Is the reasons that adding L2 with square can directly associate with the radius $r$?
EDIT: I was trying to ask convention but not why there is a square. I think Mark answers my question perfectly. Thanks
$\|x\|_2^2$ and $\|x\|_1$ are $L_p^p$ for p = 2 and 1 respectively, so they are consistent in that sense.
Nevertheless, there's no really standard convention on whether or not an L2 regularization term should be squared. In fact, there's not even standardization on whether the "baseline" portion of a "least squares" objective should be squared. You could have { $norm(Ax-b)$ or $norm(Ax-b)^2$ } plus a regularization term. In the absence of the regularization term, it doesn't matter, but with a regularization term, it does. (Squaring the norm is the "standard" way of doing it, e.g., least squares).

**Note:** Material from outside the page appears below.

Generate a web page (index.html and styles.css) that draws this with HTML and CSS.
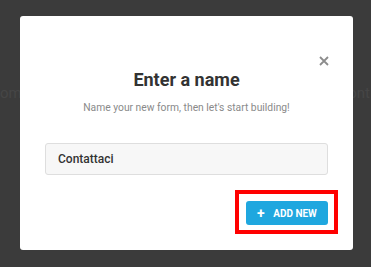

So squaring or not the baseline portion of the objective and the regularization term (even if based on an $L_2$ norm) provides 4 different possible ways in effect of doing regularization, and although similar, they are all different.
And of course, we can change from the 2 norm to the 1 norm or something else in the baseline objective term $norm(Ax-b)$. The infinity norm would give a minimax solution, by minimizing the maximum absolute deviation of elements of $Ax-b$.
Bottom line: regularization tends to be somewhat of an ad hoc or arbitrary process, and there's more than one way to do it.
Complementing the other answers, after reading this post, it became clear to me that the convention is so thanks to the derivative of the norm.
Given the $l_2$-norm:
$$\|x\|_2=\sqrt{\sum_{i=0}^{n}x_i^2}$$
The derivative of the $l_2$-norm depends on all the elements:
$$\frac{d\|x\|_2}{dx_i}=\frac{x_i}{\|x\|_2}$$
On the other hand, the derivative of the squared $l_2$-norm depends only on the element itself:
$$\frac{d\|x\|_2^2}{dx_i}=2x_i$$
This makes gradient based optimization much easier to implement.
An L2 regularizer corresponds to a Normal prior distribution $\mathcal{N}(\mathbf{0},\sigma\mathbf{I})$ with independent components, centered at zero. If you take the log of this prior, as you would when you calculate a Negative Log-Likelihood, you end up with $-\frac{1}{\sigma}||\mathbf{x}-\mathbf{0}||_2^2$